Read the listing and extract each line that includes the word "Tailwind".
#### Data provided
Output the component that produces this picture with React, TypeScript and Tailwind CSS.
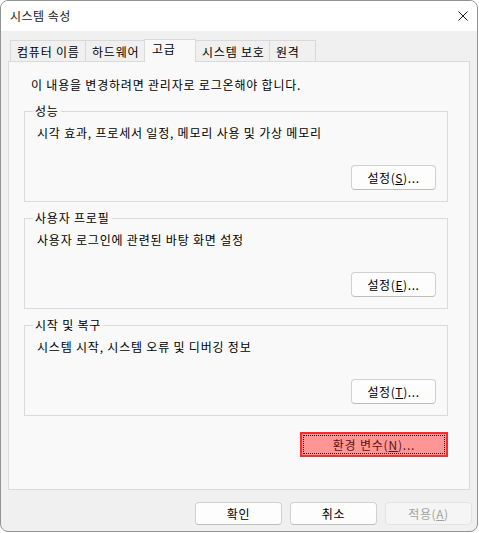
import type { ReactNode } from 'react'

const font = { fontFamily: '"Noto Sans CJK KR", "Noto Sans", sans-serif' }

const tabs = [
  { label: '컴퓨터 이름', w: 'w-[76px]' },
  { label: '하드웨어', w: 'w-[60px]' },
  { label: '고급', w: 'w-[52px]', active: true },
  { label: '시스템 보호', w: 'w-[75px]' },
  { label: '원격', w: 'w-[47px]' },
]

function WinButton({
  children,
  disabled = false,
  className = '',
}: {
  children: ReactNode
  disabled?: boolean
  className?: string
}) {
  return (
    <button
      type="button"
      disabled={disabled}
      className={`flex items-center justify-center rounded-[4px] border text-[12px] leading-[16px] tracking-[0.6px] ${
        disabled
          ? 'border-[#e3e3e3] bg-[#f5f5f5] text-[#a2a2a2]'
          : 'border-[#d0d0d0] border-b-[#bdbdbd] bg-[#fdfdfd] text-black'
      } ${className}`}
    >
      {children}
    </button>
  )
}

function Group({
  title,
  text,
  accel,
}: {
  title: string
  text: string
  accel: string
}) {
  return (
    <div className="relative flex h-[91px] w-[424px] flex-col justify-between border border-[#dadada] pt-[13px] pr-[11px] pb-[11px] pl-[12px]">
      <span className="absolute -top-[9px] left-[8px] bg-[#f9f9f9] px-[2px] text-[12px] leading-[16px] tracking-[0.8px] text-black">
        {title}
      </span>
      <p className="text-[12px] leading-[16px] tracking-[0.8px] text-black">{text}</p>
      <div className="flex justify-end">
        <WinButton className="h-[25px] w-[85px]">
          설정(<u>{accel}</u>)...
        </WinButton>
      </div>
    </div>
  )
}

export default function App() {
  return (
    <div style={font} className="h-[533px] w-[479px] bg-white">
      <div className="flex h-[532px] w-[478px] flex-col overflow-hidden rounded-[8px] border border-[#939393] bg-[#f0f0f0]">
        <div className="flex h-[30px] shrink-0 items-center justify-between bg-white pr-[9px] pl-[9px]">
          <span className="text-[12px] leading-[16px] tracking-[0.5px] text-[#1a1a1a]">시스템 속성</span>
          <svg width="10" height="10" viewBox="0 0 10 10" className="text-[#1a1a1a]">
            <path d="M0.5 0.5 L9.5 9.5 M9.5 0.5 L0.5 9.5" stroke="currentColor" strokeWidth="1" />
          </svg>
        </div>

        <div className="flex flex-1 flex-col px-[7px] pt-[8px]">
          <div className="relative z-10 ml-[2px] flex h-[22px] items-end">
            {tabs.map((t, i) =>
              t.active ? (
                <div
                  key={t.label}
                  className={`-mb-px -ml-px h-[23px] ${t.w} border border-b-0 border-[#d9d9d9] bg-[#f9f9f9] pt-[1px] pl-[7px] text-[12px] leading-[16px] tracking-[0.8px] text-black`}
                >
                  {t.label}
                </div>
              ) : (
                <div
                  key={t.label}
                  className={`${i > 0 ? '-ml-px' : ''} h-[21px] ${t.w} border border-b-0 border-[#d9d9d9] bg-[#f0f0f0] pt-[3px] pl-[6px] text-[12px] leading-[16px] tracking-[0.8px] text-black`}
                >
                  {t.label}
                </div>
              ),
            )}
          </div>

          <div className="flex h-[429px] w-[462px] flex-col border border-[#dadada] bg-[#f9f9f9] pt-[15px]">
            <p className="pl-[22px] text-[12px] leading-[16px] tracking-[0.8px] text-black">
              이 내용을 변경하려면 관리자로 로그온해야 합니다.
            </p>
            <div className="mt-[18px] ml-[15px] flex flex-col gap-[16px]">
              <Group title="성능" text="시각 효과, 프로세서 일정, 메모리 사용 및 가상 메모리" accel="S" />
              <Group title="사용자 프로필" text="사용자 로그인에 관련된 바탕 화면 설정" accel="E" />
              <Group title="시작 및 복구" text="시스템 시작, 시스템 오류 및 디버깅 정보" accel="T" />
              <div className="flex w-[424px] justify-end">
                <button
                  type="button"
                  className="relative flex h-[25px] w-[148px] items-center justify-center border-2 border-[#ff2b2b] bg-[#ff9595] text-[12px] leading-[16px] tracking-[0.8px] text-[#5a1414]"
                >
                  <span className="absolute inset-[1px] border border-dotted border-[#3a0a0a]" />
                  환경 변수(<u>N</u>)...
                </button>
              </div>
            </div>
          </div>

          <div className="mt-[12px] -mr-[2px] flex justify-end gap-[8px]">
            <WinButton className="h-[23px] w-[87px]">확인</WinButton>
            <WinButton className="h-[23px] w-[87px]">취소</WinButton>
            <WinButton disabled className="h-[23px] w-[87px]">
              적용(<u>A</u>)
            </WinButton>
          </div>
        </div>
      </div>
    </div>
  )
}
########
#### Data provided
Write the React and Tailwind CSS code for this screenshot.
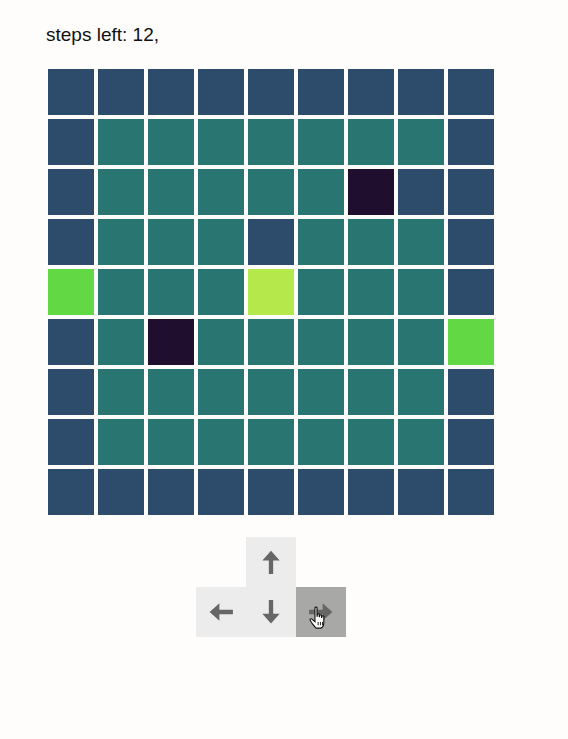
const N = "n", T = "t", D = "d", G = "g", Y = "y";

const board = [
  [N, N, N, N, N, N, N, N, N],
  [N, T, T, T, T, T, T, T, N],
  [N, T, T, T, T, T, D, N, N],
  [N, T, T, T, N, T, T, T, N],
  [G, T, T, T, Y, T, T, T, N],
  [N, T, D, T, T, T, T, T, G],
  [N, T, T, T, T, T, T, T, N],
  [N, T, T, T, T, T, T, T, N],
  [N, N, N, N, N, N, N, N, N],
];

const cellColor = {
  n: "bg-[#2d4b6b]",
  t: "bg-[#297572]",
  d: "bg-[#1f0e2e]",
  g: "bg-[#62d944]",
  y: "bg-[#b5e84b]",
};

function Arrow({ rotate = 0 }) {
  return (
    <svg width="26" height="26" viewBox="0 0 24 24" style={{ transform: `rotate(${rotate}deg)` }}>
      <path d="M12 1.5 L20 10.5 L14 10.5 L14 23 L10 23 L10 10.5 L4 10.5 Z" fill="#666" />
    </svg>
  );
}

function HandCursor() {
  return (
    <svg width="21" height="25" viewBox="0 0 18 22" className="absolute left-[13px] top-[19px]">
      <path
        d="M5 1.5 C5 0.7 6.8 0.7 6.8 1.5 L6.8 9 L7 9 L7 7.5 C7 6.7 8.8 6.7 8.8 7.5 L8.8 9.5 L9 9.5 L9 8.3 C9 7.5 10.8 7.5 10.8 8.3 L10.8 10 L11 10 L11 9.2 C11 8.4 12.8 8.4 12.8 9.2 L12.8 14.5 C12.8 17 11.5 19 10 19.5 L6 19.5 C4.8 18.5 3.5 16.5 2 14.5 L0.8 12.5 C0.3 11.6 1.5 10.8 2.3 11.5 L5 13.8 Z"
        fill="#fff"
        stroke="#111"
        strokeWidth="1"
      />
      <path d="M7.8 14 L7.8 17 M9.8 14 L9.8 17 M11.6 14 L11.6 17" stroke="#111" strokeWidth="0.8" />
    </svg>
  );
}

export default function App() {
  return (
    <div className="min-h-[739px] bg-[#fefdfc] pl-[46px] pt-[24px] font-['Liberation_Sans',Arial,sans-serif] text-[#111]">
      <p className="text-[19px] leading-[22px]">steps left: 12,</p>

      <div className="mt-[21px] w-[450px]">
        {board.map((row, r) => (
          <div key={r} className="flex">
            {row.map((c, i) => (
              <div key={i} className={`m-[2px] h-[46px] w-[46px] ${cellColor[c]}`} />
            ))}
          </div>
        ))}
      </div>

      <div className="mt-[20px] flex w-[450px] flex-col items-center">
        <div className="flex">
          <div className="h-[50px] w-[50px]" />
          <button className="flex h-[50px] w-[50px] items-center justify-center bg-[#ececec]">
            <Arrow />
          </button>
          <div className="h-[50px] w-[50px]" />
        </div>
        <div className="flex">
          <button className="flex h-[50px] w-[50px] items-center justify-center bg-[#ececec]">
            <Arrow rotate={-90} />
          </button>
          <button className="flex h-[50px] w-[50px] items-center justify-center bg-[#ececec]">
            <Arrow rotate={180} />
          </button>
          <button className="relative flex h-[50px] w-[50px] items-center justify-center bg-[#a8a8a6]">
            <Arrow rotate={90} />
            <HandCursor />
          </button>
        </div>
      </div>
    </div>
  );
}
########
> **Correct result**
Output the component that produces this picture with React, TypeScript and Tailwind CSS.
Write the React and Tailwind CSS code for this screenshot.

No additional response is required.